Data »
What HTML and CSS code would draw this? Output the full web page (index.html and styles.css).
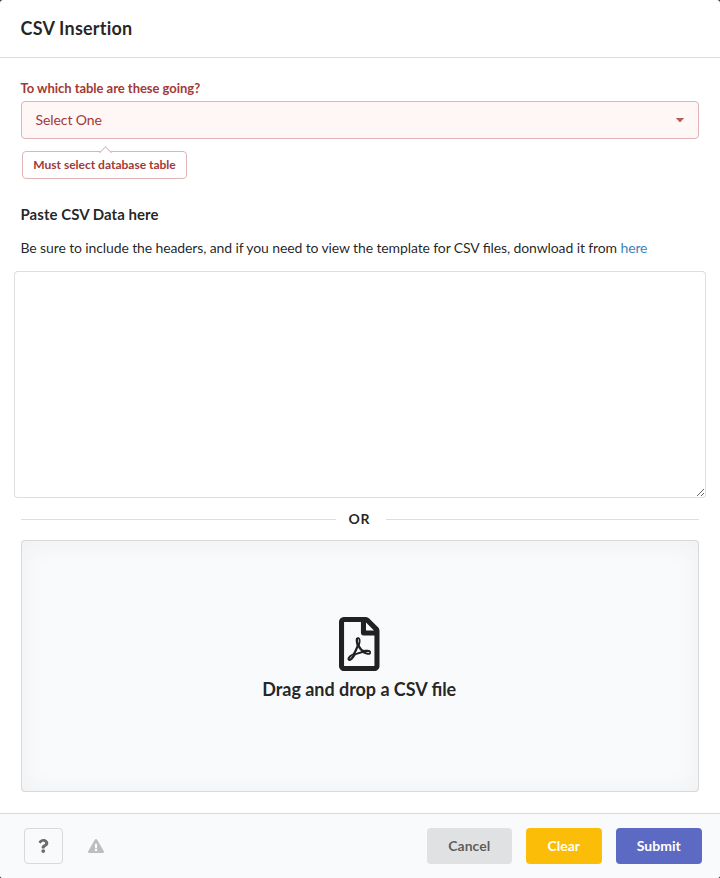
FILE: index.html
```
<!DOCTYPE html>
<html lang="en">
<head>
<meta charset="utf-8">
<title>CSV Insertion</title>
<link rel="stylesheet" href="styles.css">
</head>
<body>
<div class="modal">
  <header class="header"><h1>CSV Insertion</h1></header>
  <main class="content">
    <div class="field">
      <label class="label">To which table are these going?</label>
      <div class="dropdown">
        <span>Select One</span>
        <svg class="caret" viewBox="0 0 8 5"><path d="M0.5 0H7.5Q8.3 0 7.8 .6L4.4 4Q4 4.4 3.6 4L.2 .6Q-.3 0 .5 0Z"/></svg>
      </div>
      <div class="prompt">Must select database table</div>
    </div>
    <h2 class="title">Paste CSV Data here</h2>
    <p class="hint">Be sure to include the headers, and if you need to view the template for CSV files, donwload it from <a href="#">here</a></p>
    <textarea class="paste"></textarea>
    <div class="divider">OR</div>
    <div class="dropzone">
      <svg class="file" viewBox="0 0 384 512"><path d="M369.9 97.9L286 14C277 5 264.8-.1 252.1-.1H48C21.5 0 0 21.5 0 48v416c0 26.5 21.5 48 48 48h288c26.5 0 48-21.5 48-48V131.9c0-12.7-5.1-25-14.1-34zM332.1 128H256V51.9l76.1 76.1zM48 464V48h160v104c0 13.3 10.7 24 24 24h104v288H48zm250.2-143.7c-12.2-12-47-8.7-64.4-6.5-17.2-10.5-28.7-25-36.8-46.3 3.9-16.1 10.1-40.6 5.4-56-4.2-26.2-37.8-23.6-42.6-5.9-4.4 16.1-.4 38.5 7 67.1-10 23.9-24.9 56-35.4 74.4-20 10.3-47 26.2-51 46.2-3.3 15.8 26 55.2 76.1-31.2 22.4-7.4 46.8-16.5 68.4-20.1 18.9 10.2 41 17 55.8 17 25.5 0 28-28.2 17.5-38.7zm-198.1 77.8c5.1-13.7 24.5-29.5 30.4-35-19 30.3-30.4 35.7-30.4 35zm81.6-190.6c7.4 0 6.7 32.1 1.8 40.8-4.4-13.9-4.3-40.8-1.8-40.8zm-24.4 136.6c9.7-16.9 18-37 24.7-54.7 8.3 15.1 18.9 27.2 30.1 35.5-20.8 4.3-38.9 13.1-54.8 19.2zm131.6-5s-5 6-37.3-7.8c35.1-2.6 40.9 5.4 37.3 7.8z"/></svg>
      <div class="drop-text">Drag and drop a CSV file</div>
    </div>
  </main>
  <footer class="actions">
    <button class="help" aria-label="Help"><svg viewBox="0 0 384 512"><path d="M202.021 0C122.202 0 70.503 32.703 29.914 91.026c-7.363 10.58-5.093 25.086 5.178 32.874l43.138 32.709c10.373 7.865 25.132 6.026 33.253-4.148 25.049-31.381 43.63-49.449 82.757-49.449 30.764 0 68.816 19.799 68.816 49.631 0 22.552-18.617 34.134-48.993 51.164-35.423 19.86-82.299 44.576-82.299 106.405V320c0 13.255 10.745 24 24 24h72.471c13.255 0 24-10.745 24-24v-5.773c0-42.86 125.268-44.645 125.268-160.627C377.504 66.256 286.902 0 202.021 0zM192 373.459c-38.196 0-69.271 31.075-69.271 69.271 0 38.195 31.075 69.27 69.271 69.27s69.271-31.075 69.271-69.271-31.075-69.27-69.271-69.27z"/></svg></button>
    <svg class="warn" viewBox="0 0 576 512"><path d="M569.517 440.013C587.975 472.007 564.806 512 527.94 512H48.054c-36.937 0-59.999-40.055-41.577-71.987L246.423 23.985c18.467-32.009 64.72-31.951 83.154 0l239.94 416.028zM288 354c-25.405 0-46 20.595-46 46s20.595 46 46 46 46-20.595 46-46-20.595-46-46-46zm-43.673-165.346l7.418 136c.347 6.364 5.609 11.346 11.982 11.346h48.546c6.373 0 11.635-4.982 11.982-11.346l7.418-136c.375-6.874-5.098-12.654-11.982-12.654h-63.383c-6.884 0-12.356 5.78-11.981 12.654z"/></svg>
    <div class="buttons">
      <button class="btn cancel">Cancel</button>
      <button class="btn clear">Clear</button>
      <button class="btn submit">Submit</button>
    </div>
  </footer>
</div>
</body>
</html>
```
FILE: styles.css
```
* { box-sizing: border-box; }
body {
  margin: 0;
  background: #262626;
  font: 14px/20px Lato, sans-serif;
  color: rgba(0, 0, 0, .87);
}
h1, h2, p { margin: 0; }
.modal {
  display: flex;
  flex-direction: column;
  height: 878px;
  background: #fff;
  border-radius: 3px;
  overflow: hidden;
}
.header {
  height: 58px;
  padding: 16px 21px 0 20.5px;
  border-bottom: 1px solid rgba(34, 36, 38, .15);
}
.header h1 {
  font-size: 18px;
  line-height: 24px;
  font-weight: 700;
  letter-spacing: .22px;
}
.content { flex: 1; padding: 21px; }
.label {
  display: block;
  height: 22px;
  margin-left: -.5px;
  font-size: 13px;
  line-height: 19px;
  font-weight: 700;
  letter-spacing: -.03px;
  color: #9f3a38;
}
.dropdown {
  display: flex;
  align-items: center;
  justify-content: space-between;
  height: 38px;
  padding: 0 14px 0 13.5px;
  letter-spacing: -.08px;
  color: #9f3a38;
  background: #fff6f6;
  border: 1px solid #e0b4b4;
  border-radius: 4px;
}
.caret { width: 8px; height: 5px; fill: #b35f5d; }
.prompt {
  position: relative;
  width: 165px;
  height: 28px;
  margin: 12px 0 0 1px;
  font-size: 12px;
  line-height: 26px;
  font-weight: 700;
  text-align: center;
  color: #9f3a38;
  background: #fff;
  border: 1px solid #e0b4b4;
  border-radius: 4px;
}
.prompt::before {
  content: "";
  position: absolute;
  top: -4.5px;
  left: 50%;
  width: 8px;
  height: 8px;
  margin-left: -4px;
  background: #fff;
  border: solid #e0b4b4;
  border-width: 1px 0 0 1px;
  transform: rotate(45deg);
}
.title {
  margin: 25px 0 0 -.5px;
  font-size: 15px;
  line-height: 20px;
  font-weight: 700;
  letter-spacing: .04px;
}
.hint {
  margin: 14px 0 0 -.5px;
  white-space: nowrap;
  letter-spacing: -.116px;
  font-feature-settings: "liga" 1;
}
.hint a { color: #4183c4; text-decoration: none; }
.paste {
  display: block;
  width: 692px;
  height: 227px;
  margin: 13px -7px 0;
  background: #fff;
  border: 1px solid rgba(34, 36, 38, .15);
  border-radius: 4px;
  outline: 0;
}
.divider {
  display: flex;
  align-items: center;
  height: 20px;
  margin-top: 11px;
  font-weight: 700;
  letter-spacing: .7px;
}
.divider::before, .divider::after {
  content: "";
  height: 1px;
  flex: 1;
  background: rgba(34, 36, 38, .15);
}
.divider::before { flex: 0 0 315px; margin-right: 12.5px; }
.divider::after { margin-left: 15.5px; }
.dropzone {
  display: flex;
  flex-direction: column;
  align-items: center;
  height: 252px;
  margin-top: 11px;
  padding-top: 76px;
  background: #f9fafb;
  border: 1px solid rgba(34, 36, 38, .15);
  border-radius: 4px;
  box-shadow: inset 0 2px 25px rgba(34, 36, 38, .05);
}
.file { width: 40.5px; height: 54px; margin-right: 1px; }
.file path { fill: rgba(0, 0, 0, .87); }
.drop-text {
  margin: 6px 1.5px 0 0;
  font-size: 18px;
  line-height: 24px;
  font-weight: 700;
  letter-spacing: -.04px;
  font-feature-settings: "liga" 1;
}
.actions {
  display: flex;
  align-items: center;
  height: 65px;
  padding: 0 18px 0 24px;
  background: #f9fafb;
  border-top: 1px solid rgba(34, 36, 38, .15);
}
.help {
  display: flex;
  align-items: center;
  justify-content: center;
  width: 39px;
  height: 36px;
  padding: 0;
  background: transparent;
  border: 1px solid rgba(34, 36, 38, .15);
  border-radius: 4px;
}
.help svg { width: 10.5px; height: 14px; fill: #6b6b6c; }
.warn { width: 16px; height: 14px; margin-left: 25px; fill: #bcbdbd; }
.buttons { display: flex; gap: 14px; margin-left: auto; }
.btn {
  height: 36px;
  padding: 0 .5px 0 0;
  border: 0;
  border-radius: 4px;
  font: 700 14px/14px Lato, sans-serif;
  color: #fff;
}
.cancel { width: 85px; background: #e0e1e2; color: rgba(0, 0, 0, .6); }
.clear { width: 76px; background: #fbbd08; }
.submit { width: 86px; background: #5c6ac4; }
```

Exercise description »
Within the listing above, copy each line that has the string "styles".

The output »
What HTML and CSS code would draw this? Output the full web page (index.html and styles.css).
<link rel="stylesheet" href="styles.css">
FILE: styles.css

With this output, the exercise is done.